Set the env for example: mkdir ~/.config/environment.d && echo 'SSH_AUTH_SOCK=$XDG_RUNTIME_DIR/gcr/ssh' > ~/.config/environment.d/SSH_AUTH_SOCK.conf
Enable the user socket: systemctl --user enable gcr-ssh-agent.socket
logout and login again
TBH, I'm not a fan of this as it is currently a unexpected change that is way to hard to track down.
Maybe we could import: https://gitlab.gnome.org/GNOME/gcr/-/merge_requests/137 so at least the very annoying part to set the env var is not a problem. I'd love if we could default to enable the socket. Since that's how it was with gnome-keyrings implementation. But in my testing with # systemctl --global enable gcr-ssh-agent.socket the socket just never started the the service.
It depends how upstream will move forward. Best case would be that you can revert both changes at some point because everything is in place by default.
I had a hard time figuring out what was going on when this suddenly changed. It works with gcr-4, but having to set up the SSH_AUTH_SOCK manually is a bit of a hassle.
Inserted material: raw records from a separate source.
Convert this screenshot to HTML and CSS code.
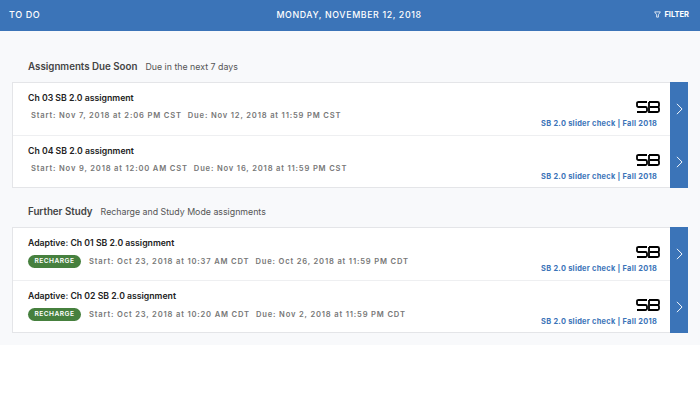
FILE: index.html
```html
<!DOCTYPE html>
<html lang="en">
<head>
<meta charset="utf-8">
<title>To Do</title>
<link rel="stylesheet" href="styles.css">
</head>
<body>
<svg class="defs" width="0" height="0" aria-hidden="true">
  <symbol id="sb" viewBox="0 0 24 12">
    <path d="M11 1H2.5Q1 1 1 2.2V4.6Q1 6 2.5 6H9.5Q11 6 11 7.4V9.8Q11 11 9.5 11H1M13 1H21.5Q23 1 23 2.2V4.6Q23 6 21.5 6H14M21.5 6Q23 6 23 7.4V9.8Q23 11 21.5 11H13V1" fill="none" stroke="#000" stroke-width="1.8"/>
  </symbol>
  <symbol id="chev" viewBox="0 0 8 14">
    <path d="M1 1L7 7L1 13" fill="none" stroke="#fff" stroke-width="1.1"/>
  </symbol>
</svg>
<header class="topbar">
  <div class="topbar-title">TO DO</div>
  <div class="topbar-date">MONDAY, NOVEMBER 12, 2018</div>
  <div class="topbar-filter">
    <svg class="filter-icon" viewBox="0 0 8 8"><path d="M.7 1H7.3L5 4.3V7H3V4.3Z" fill="none" stroke="#fff" stroke-width=".9"/></svg>
    <span>FILTER</span>
  </div>
</header>
<main class="content">
  <section class="group">
    <div class="group-head"><h2>Assignments Due Soon</h2><span>Due in the next 7 days</span></div>
    <div class="card">
      <article class="row">
        <div class="row-main">
          <h3>Ch 03 SB 2.0 assignment</h3>
          <div class="meta meta-plain"><span>Start: Nov 7, 2018 at 2:06 PM CST</span><span>Due: Nov 12, 2018 at 11:59 PM CST</span></div>
        </div>
        <div class="row-side"><svg class="logo"><use href="#sb"/></svg><a class="course">SB 2.0 slider check | Fall 2018</a></div>
        <div class="go"><svg class="chev"><use href="#chev"/></svg></div>
      </article>
      <article class="row">
        <div class="row-main">
          <h3>Ch 04 SB 2.0 assignment</h3>
          <div class="meta meta-plain"><span>Start: Nov 9, 2018 at 12:00 AM CST</span><span>Due: Nov 16, 2018 at 11:59 PM CST</span></div>
        </div>
        <div class="row-side"><svg class="logo"><use href="#sb"/></svg><a class="course">SB 2.0 slider check | Fall 2018</a></div>
        <div class="go"><svg class="chev"><use href="#chev"/></svg></div>
      </article>
    </div>
  </section>
  <section class="group">
    <div class="group-head"><h2>Further Study</h2><span>Recharge and Study Mode assignments</span></div>
    <div class="card">
      <article class="row">
        <div class="row-main">
          <h3>Adaptive: Ch 01 SB 2.0 assignment</h3>
          <div class="meta"><b class="pill">RECHARGE</b><span>Start: Oct 23, 2018 at 10:37 AM CDT</span><span>Due: Oct 26, 2018 at 11:59 PM CDT</span></div>
        </div>
        <div class="row-side"><svg class="logo"><use href="#sb"/></svg><a class="course">SB 2.0 slider check | Fall 2018</a></div>
        <div class="go"><svg class="chev"><use href="#chev"/></svg></div>
      </article>
      <article class="row">
        <div class="row-main">
          <h3>Adaptive: Ch 02 SB 2.0 assignment</h3>
          <div class="meta"><b class="pill">RECHARGE</b><span>Start: Oct 23, 2018 at 10:20 AM CDT</span><span>Due: Nov 2, 2018 at 11:59 PM CDT</span></div>
        </div>
        <div class="row-side"><svg class="logo"><use href="#sb"/></svg><a class="course">SB 2.0 slider check | Fall 2018</a></div>
        <div class="go"><svg class="chev"><use href="#chev"/></svg></div>
      </article>
    </div>
  </section>
</main>
</body>
</html>
```
FILE: styles.css
```css
* { box-sizing: border-box; }
html, body { margin: 0; padding: 0; background: #fff; }
body { font-family: "Inter", "Liberation Sans", sans-serif; color: #333; }
.defs { display: block; height: 0; }
.topbar {
  height: 31px;
  background: #3b74b8;
  color: #fff;
  display: grid;
  grid-template-columns: 1fr auto 1fr;
  align-items: center;
  padding: 0 11px 2px 9px;
}
.topbar-title { font-size: 9px; font-weight: 500; letter-spacing: .6px; }
.topbar-date { font-size: 8.8px; font-weight: 500; letter-spacing: .62px; }
.topbar-filter { justify-self: end; display: flex; align-items: center; gap: 3px; font-size: 7.5px; font-weight: 700; }
.filter-icon { width: 7px; height: 7px; }
.content { background: #f8f9fb; padding: 30px 12px 12px; }
.group { margin-bottom: 18px; }
.group:last-child { margin-bottom: 0; }
.group-head { display: flex; align-items: baseline; gap: 8px; padding-left: 16px; height: 21px; }
.group-head h2 { margin: 0; font-size: 9.75px; font-weight: 600; color: #444; }
.group-head span { font-size: 8.8px; color: #555; }
.card { background: #fff; border: 1px solid #e4e5e8; }
.row { height: 52px; display: flex; }
.row + .row { border-top: 1px solid #eeeff1; }
.row-main { flex: 1; padding: 9px 0 0 15px; }
.row-main h3 { margin: 0 0 6px; font-size: 8.7px; line-height: 12px; font-weight: 600; color: #222; }
.meta { display: flex; align-items: center; gap: 6px; font-size: 7.6px; line-height: 13px; color: #777; font-weight: 600; letter-spacing: .83px; }
.meta-plain { padding-left: 3px; margin-top: -1px; }
.pill { background: #46803e; color: #fff; border-radius: 7px; height: 13px; width: 53px; margin-right: 2px; font-size: 6.6px; font-weight: 600; text-align: center; letter-spacing: .5px; }
.row-side { display: flex; flex-direction: column; align-items: flex-end; padding: 18px 13px 0 0; }
.logo { width: 24px; height: 12px; margin-right: -3px; }
.course { margin-top: 5px; font-size: 7.4px; line-height: 11px; font-weight: 700; color: #3b74b8; letter-spacing: .28px; }
.go { width: 18px; background: #3b74b8; display: flex; align-items: center; justify-content: center; margin: -1px -1px -1px 0; }
.chev { width: 7px; height: 12px; }
```
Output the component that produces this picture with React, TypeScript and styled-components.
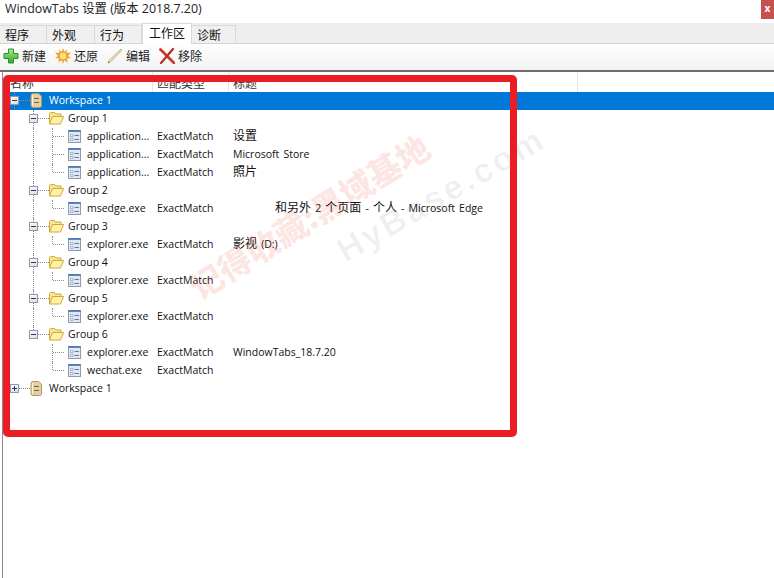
import React from "react";
import styled, { createGlobalStyle } from "styled-components";

const GlobalStyle = createGlobalStyle`
  html, body {
    margin: 0;
    padding: 0;
    background: #fff;
  }
`;

const FONT = `Tahoma, "Open Sans", "Noto Sans", "Noto Sans CJK SC", sans-serif`;
const CELL = 19;

// Data
type Guide = "none" | "line" | "tee" | "corner" | "minus" | "minusEnd" | "plus";

interface Row {
  kind: "workspace" | "group" | "leaf";
  guides: Guide[];
  name: string;
  match?: string;
  title?: string;
  indent?: boolean;
  selected?: boolean;
}

const leaf = (outer: Guide, inner: Guide, name: string, title = ""): Row => ({
  kind: "leaf",
  guides: ["none", outer, inner],
  name,
  match: "ExactMatch",
  title,
});

const group = (name: string, last = false): Row => ({
  kind: "group",
  guides: ["none", last ? "minusEnd" : "minus"],
  name,
});

const rows: Row[] = [
  { kind: "workspace", guides: ["minus"], name: "Workspace 1", selected: true },
  group("Group 1"),
  leaf("line", "tee", "application...", "设置"),
  leaf("line", "tee", "application...", "Microsoft Store"),
  leaf("line", "corner", "application...", "照片"),
  group("Group 2"),
  { ...leaf("line", "corner", "msedge.exe", "和另外 2 个页面 - 个人 - Microsoft Edge"), indent: true },
  group("Group 3"),
  leaf("line", "corner", "explorer.exe", "影视 (D:)"),
  group("Group 4"),
  leaf("line", "corner", "explorer.exe"),
  group("Group 5"),
  leaf("line", "corner", "explorer.exe"),
  group("Group 6", true),
  leaf("none", "tee", "explorer.exe", "WindowTabs_18.7.20"),
  leaf("none", "corner", "wechat.exe"),
  { kind: "workspace", guides: ["plus"], name: "Workspace 1" },
];

const tabs = [
  { label: "程序", width: 47 },
  { label: "外观", width: 48 },
  { label: "行为", width: 47 },
  { label: "工作区", width: 50, active: true },
  { label: "诊断", width: 44 },
];

// Styled components
const Page = styled.div`
  position: relative;
  width: 774px;
  height: 578px;
  overflow: hidden;
  background: #fff;
  color: #111;
  font-family: ${FONT};
  font-size: 10.5px;
`;

const TitleBar = styled.div`
  height: 23px;
  display: flex;
  justify-content: space-between;
  align-items: flex-start;
  padding-left: 5px;
`;

const TitleText = styled.div`
  font-size: 12.4px;
  line-height: 17px;
  color: #222;
`;

const CloseButton = styled.div`
  width: 13px;
  height: 19px;
  background: #c75050;
  color: #fff;
  font-size: 10px;
  font-weight: 700;
  line-height: 17px;
  text-align: center;
`;

const TabStrip = styled.div`
  height: 20px;
  display: flex;
  align-items: flex-end;
  background: #eeeeee;
  border-bottom: 1px solid #d4d4d4;
`;

const Tab = styled.div<{ $active?: boolean; $width: number }>`
  box-sizing: border-box;
  width: ${(p) => p.$width}px;
  height: ${(p) => (p.$active ? 21 : 18)}px;
  margin-bottom: ${(p) => (p.$active ? -1 : 0)}px;
  padding-left: ${(p) => (p.$active ? 6 : 5)}px;
  border: 1px solid #d9d9d9;
  border-bottom: none;
  border-left: ${(p) => (p.$active ? "1px solid #d9d9d9" : "none")};
  background: ${(p) => (p.$active ? "#fff" : "#f0f0f0")};
  font-size: 12px;
  line-height: 19px;
`;

const Toolbar = styled.div`
  box-sizing: border-box;
  height: 28px;
  display: flex;
  align-items: center;
  padding: 0 0 2px 3px;
  gap: 9px;
  background: linear-gradient(#ffffff, #f2f2f2);
  border-bottom: 2px solid #6d6d6d;
`;

const ToolButton = styled.div`
  display: flex;
  align-items: center;
  gap: 3px;
  font-size: 12px;
  color: #222;
`;

const List = styled.div`
  height: 507px;
  margin-left: 2px;
  border-left: 1px solid #8a8a8a;
`;

const HeaderRow = styled.div`
  height: 20px;
  display: grid;
  grid-template-columns: 150px 76px 349px;
  font-size: 12px;
  line-height: 17px;
`;

const HeaderCell = styled.div`
  box-sizing: border-box;
  padding: 3px 0 0 4px;
  overflow: hidden;
  border-right: 1px solid #e5e5e5;
  color: #333;
  &:first-child {
    padding-left: 7px;
  }
`;

const TreeRow = styled.div<{ $selected?: boolean }>`
  height: 18px;
  display: grid;
  grid-template-columns: 150px 76px 1fr;
  align-items: start;
  line-height: 16px;
  background: ${(p) => (p.$selected ? "#0078d7" : "transparent")};
  color: ${(p) => (p.$selected ? "#fff" : "#111")};
`;

const NameCell = styled.div`
  height: 18px;
  display: flex;
  align-items: flex-start;
  padding-left: 2px;
  white-space: nowrap;
`;

const GuideCell = styled.div<{ $guide: Guide }>`
  position: relative;
  flex: none;
  width: ${CELL}px;
  height: 18px;

  /* dotted vertical line */
  &::before {
    content: "";
    display: ${(p) => (p.$guide === "none" || p.$guide === "plus" ? "none" : "block")};
    position: absolute;
    left: 9px;
    top: 0;
    height: ${(p) => (p.$guide === "corner" || p.$guide === "minusEnd" ? 8 : 18)}px;
    border-left: 1px dotted #8c8c8c;
  }

  /* dotted horizontal line */
  &::after {
    content: "";
    display: ${(p) => (p.$guide === "none" || p.$guide === "line" ? "none" : "block")};
    position: absolute;
    left: 10px;
    top: 8px;
    width: ${(p) => (p.$guide === "tee" || p.$guide === "corner" ? 11 : 15)}px;
    border-top: 1px dotted #8c8c8c;
  }
`;

const ExpanderBox = styled.div`
  position: absolute;
  z-index: 1;
  left: 5px;
  top: 4px;
  width: 9px;
  height: 9px;
  box-sizing: border-box;
  border: 1px solid #8c9bb0;
  background: linear-gradient(135deg, #fff, #dcdcd4);
`;

const ExpanderBar = styled.div<{ $vertical?: boolean }>`
  position: absolute;
  background: #22367a;
  left: ${(p) => (p.$vertical ? 3 : 1)}px;
  top: ${(p) => (p.$vertical ? 1 : 3)}px;
  width: ${(p) => (p.$vertical ? 1 : 5)}px;
  height: ${(p) => (p.$vertical ? 5 : 1)}px;
`;

const IconSlot = styled.div`
  position: relative;
  z-index: 1;
  flex: none;
  width: 25px;
  height: 16px;
  padding-left: 6px;
  box-sizing: border-box;
  display: flex;
  align-items: center;
`;

const Cell = styled.div`
  padding-left: 4px;
  white-space: nowrap;
`;

const TitleCell = styled(Cell)<{ $indent?: boolean }>`
  padding-left: ${(p) => (p.$indent ? 46 : 4)}px;
  word-spacing: 1.4px;
`;

const CjkText = styled.span`
  font-family: "Noto Sans CJK SC", sans-serif;
  font-size: 12px;
  line-height: 14px;
`;

const Highlight = styled.div`
  position: absolute;
  left: 3px;
  top: 75px;
  width: 514px;
  height: 362px;
  box-sizing: border-box;
  border: 7px solid #ed1c24;
  border-radius: 5px;
  pointer-events: none;
`;

const WatermarkRed = styled.div`
  position: absolute;
  left: 171px;
  top: 192px;
  transform: rotate(-32deg);
  font-family: "Noto Sans CJK SC", sans-serif;
  font-size: 33px;
  font-weight: 900;
  white-space: nowrap;
  color: rgba(237, 60, 40, 0.12);
  pointer-events: none;
`;

const WatermarkGrey = styled.div`
  position: absolute;
  left: 324px;
  top: 175px;
  transform: rotate(-30deg);
  font-family: "Liberation Sans", sans-serif;
  font-size: 34px;
  font-weight: 700;
  letter-spacing: 3px;
  white-space: nowrap;
  color: rgba(0, 0, 0, 0.06);
  pointer-events: none;
`;

// Icons
const PlusIcon = () => (
  <svg width="16" height="16" viewBox="0 0 16 16">
    <defs>
      <linearGradient id="plusFill" x1="0" y1="0" x2="0" y2="1">
        <stop offset="0" stopColor="#a6e88a" />
        <stop offset="1" stopColor="#2fae2f" />
      </linearGradient>
    </defs>
    <path d="M5.500 1h5v4.500H15v5h-4.500V15h-5v-4.500H1v-5h4.500z" fill="url(#plusFill)" stroke="#2f8f2f" />
  </svg>
);

const SunIcon = () => (
  <svg width="16" height="16" viewBox="0 0 16 16">
    <path
      d="M8 0l1.300 4L12 1.500l-.3 3.400 4.300-.4-3 3.500 3 2-4 .6.600 3.900-3.400-2.300L8 16l-1.200-3.800-3.400 2.300.6-3.900-4-.6 3-2-3-3.500 4.300.4L4 1.500 6.700 4z"
      fill="#f3a22c"
    />
    <circle cx="8" cy="8" r="3.200" fill="#fde28a" />
  </svg>
);

const PencilIcon = () => (
  <svg width="16" height="16" viewBox="0 0 16 16">
    <path d="M14 1l1 1L3.500 14l-2.500 1 1-2.500z" fill="#f3e2b8" stroke="#b39a68" strokeWidth="0.700" />
    <path d="M1 15l.5-1.500 1 1z" fill="#555" />
  </svg>
);

const RemoveIcon = () => (
  <svg width="16" height="16" viewBox="0 0 16 16">
    <path d="M1.500 1.500L15 15" stroke="#c93a2e" strokeWidth="2.800" strokeLinecap="round" />
    <path d="M14 1L2 15" stroke="#b52f25" strokeWidth="2.200" strokeLinecap="round" />
  </svg>
);

const WorkspaceIcon = () => (
  <svg width="13" height="15" viewBox="0 0 13 15">
    <path d="M3 .5h5.500l3 2.500v9.500a2 2 0 0 1-2 2H3a2 2 0 0 1-2-2v-10a2 2 0 0 1 2-2z" fill="#e6d0a2" stroke="#b0976c" />
    <path d="M4 5.500h5M4 9.500h5" stroke="#75633f" strokeWidth="1.200" />
    <path d="M2.500 2v11" stroke="#fbf3dc" />
  </svg>
);

const FolderIcon = () => (
  <svg width="15" height="14" viewBox="0 0 15 14">
    <path d="M.500 13V2.500l1-1h4l1 1.500h5.500v2" fill="#fde68f" stroke="#cfa937" />
    <path d="M.500 13l3-7.500h11l-3 7.500z" fill="#fff1a8" stroke="#cfa937" />
  </svg>
);

const LeafIcon = () => (
  <svg width="13" height="13" viewBox="0 0 13 13">
    <rect x="0.500" y="0.500" width="12" height="12" fill="#e4e8ee" stroke="#8f9bb0" />
    <path d="M.5 1h12" stroke="#3f6cb5" strokeWidth="1.600" />
    <path d="M2.500 4.500h2.500v2h-2.500zM2.500 8.500h2.500v2h-2.500z" fill="#fff" stroke="#7f9bc8" strokeWidth="0.700" />
    <path d="M6.500 5.500h4.500M6.500 9.500h4.500" stroke="#5a7db5" strokeWidth="1.200" />
  </svg>
);

const icons = {
  workspace: <WorkspaceIcon />,
  group: <FolderIcon />,
  leaf: <LeafIcon />,
};

const GuideView = ({ guide }: { guide: Guide }) => (
  <GuideCell $guide={guide}>
    {(guide === "minus" || guide === "minusEnd" || guide === "plus") && (
      <ExpanderBox>
        <ExpanderBar />
        {guide === "plus" && <ExpanderBar $vertical />}
      </ExpanderBox>
    )}
  </GuideCell>
);

// Chinese runs are drawn a bit larger than the latin text, as in the tree control
const MixedText = ({ text }: { text: string }) => (
  <>
    {text.split(/([\u4e00-\u9fff]+)/).map((part, i) =>
      /[\u4e00-\u9fff]/.test(part) ? <CjkText key={i}>{part}</CjkText> : part
    )}
  </>
);

const App = () => {
  return (
    <Page>
      <GlobalStyle />
      <TitleBar>
        <TitleText>WindowTabs 设置 (版本 2018.7.20)</TitleText>
        <CloseButton>x</CloseButton>
      </TitleBar>
      <TabStrip>
        {tabs.map((tab) => (
          <Tab key={tab.label} $active={tab.active} $width={tab.width}>
            {tab.label}
          </Tab>
        ))}
      </TabStrip>
      <Toolbar>
        <ToolButton><PlusIcon />新建</ToolButton>
        <ToolButton><SunIcon />还原</ToolButton>
        <ToolButton><PencilIcon />编辑</ToolButton>
        <ToolButton><RemoveIcon />移除</ToolButton>
      </Toolbar>
      <List>
        <HeaderRow>
          <HeaderCell>名称</HeaderCell>
          <HeaderCell>匹配类型</HeaderCell>
          <HeaderCell>标题</HeaderCell>
        </HeaderRow>
        {rows.map((row, i) => (
          <TreeRow key={i} $selected={row.selected}>
            <NameCell>
              {row.guides.map((g, j) => (
                <GuideView key={j} guide={g} />
              ))}
              <IconSlot>{icons[row.kind]}</IconSlot>
              {row.name}
            </NameCell>
            <Cell>{row.match}</Cell>
            <TitleCell $indent={row.indent}>
              {row.title && <MixedText text={row.title} />}
            </TitleCell>
          </TreeRow>
        ))}
      </List>
      <WatermarkRed>记得收藏:黑域基地</WatermarkRed>
      <WatermarkGrey>HyBase.com</WatermarkGrey>
      <Highlight />
    </Page>
  );
};

export default App;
The old solution was working ootb, although I don't know how. I tried the systemctl --user set-environment solution, but it didn't work and I hadn't expected it to, because this will only apply to systemd units started later. I guess what you'd need instead is a script in /etc/profile.d.
We're committed to using the agent in gcr-4. You just need to enable its socket manually (systemctl --user enable gcr-ssh-agent.socket or systemctl --global enable gcr-ssh-agent.socket); the environment will be applied with it.
I'm using gcr-4 and the socket starts gcr-ssh-agent.service correctly as expected.
I think the issue is being misunderstood. It's not a complaint about something not working any more. I was trying to ask about two situations that I encountered when the change was made and that caused me a lot of confusion to understand what decision the Arch team had taken.
Is openssh a required dependency since the ssh functionality has been completely removed from gnome-keyring?
Based on the wiki documentation at that time, if we can have two options to run the ssh agent, then why not add the flag to enable the ssh component if the dependency is still in the PKGBUILD.
As an arch user, I sometimes encounter such changes abruptly without any kind of notification that a restructuring has been applied and that it can break your system. This is something that would be interesting to work on, rather than publishing changes and leaving users to spend hours piecing together what has happened and why.
Thank you for taking the time to review the issue, you can close it on my end.
I just realized, that gui feature to ask for ssh keypass is not enabled by default on new installations. Is it possible to make it the default behavior in new installations?
Just found this issue for the proposed solution systemctl --global enable gcr-ssh-agent.socket, which worked for me. But I just knew that this feature was there. I wonder how the new users should learn about this feature.